Except I was talking about narrow notch filters on a sine wave, here's you're applying a bass boost to a 90's pop song.

Except I was talking about narrow notch filters on a sine wave, here's you're applying a bass boost to a 90's pop song.

hmm ok... I've never used notch filters. I'd think it would be better to use some noise reduction , with a "noise print" restricted to a particular band.

Can we have a show of hands among the experts on the best kind of EQ for a mobile device?  From looking at the thread there should be much more than 1 supporter of minimum phase IIR and where did so many supporters of linear phase FIR come from  Please explain your position

There isn't a best kind.  The product's design, including filters, either meets its specifications (and budgets), or it doesn't.

If its mobile iir is absolutely the right way to go. People won't like your 5x200 tap linear phase filter bank destroying their batteries.

Did RMAA remove phase/impulse response testing?  I just tried the current version and I cannot get the impulse response to display.  Was going to do some tests of my own.

RMAA never displayed an impulse response, only a frequency response. If I recall correctly, you can save an impulse response to a WAV file by selecting a sine-sweep test for frequency response.

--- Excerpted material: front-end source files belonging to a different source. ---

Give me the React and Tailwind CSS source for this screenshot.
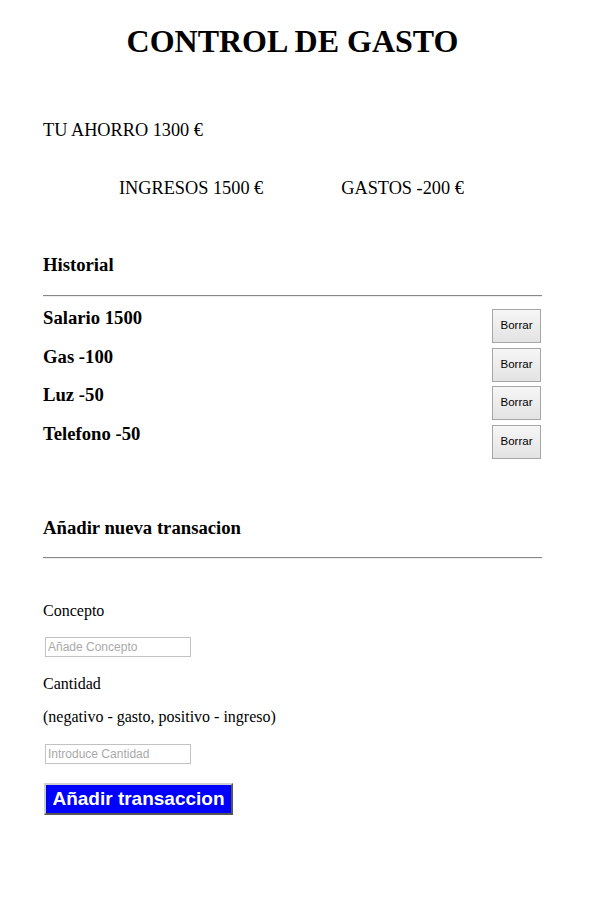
import React from "react";

const serif = { fontFamily: '"Liberation Serif", "Times New Roman", serif' };

function Item({ label }) {
  return (
    <div className="flex h-[38.5px] items-start justify-between">
      <h3 className="m-0 text-[18.7px] font-bold leading-[24px] mt-[-3px]">{label}</h3>
      <button className="mr-[1px] h-[34px] w-[49px] border border-[#a6a6a6] bg-gradient-to-b from-[#f6f6f6] to-[#e3e3e3] text-[11.5px] text-black [font-family:'Liberation_Sans',Arial,sans-serif]">
        Borrar
      </button>
    </div>
  );
}

export default function App() {
  return (
    <div className="min-h-[924px] w-[611px] bg-white text-black" style={serif}>
      <div className="ml-[43px] w-[499px] pt-[23px]">
        <h1 className="m-0 text-center text-[32px] font-bold leading-[37px]">CONTROL DE GASTO</h1>
        <div className="mt-[61px] text-[18.3px] leading-[19px]">TU AHORRO 1300 €</div>
        <div className="mt-[39px] flex text-[18.3px] leading-[19px]">
          <span className="ml-[76px]">INGRESOS 1500 €</span>
          <span className="ml-[78px]">GASTOS -200 €</span>
        </div>
        <h3 className="mt-[56px] text-[18.7px] font-bold leading-[22px]">Historial</h3>
        <hr className="mt-[19px] border-0 border-t border-[#888] shadow-[0_1px_0_#eee]" />
        <div className="mt-[13px]">
          <Item label="Salario 1500" />
          <Item label="Gas -100" />
          <Item label="Luz -50" />
          <Item label="Telefono -50" />
        </div>
        <h3 className="mt-[54px] text-[18.7px] font-bold leading-[22px]">Añadir nueva transacion</h3>
        <hr className="mt-[18px] border-0 border-t border-[#888] shadow-[0_1px_0_#eee]" />
        <div className="mt-[43px] text-[16px] leading-[19px]">Concepto</div>
        <input
          placeholder="Añade Concepto"
          className="ml-[2px] mt-[17px] block h-[20px] w-[146px] border border-[#c2c2c2] px-[2px] text-[12px] outline-none placeholder:text-[#a9a9a9] [font-family:'Liberation_Sans',Arial,sans-serif]"
        />
        <div className="mt-[17px] text-[16px] leading-[19px]">Cantidad</div>
        <div className="mt-[14px] text-[16px] leading-[19px]">(negativo - gasto, positivo - ingreso)</div>
        <input
          placeholder="Introduce Cantidad"
          className="ml-[2px] mt-[18px] block h-[20px] w-[146px] border border-[#c2c2c2] px-[2px] text-[12px] outline-none placeholder:text-[#a9a9a9] [font-family:'Liberation_Sans',Arial,sans-serif]"
        />
        <button className="ml-[1px] mt-[19px] block h-[32px] w-[189px] border-2 border-t-[#d0d0d0] border-l-[#d0d0d0] border-r-[#555] border-b-[#555] bg-[#0000ff] text-[19px] font-bold leading-[26px] text-white [font-family:'Liberation_Sans',Arial,sans-serif]">
          Añadir transaccion
        </button>
      </div>
    </div>
  );
}
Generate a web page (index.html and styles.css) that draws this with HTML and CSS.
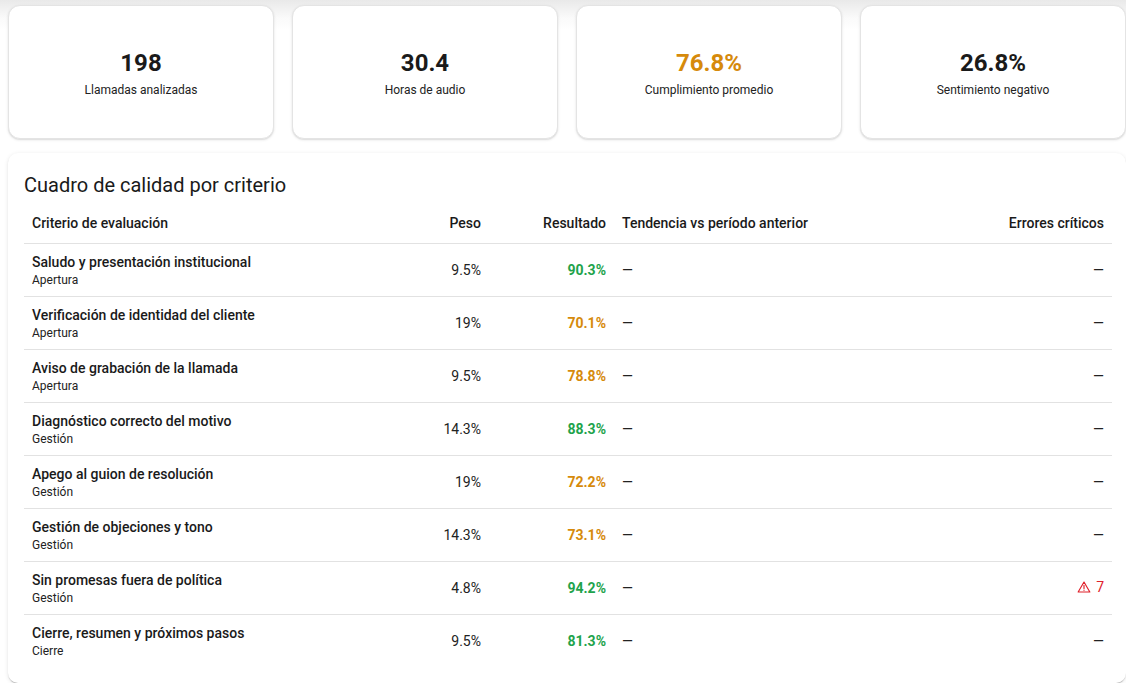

RMAA never displayed an impulse response, only a frequency response. If I recall correctly, you can save an impulse response to a WAV file by selecting a sine-sweep test for frequency response.

What is the "Impulse/Phase response" test it lists?  Actually I might be thinking of your graphics on http://src.infinitewave.ca/ (http://src.infinitewave.ca/), which appear to be done with RMAA, but might just be different software using the same GUI toolkit.

Edit:  Heres our EQ for reference:

(http://i.imgur.com/87qxDTB.png)

Units are radians and dB.  For reference, that uses about 2.5MHz per band for realtime decone on ARMv5 @ 44.1khz.

Ah, yes, that test displays phase response and saves the impulse in a WAV file, but does not display it.
The impulses from InifiniteWave are plotted with iZotope RX.

Is there a way to get it to display the phase response without having to hilbert transform first in matlab?  I didn't see it in RMAA.

I don't get the question. There's no Hilbert transform in RMAA.

Quote from: knutinh on 2013-11-08 20:37:18

I believe that IIR filters tend to be disproportionally inefficient on things like x86: the number of mult/adds are less relevant than the number of N-element SIMD operations that can be done simultaneously.

This is not true. Both IIR and FIR filters can be computed with SIMD operations, but FIR filters typically require much more operations to achieve the specified frequency response. To give you an example, most commercial IIR EQs are using one or two 2-nd order IIR filters per control node, which adds to a dozen ops per sample. To achieve the same frequency response with a FIR filter, you'd need an order of hundreds or even thousands (esp. at low frequencies), which would lead to hundreds operations per sample.

The difference in #mults/adds for a given magnitude response is well known and taught in any dsp text-book. The complexity can (at least for certain cases) be improved by using multi-rate techniques (but then you are not LTI anymore, not even a nice floating-point approximation to LTI).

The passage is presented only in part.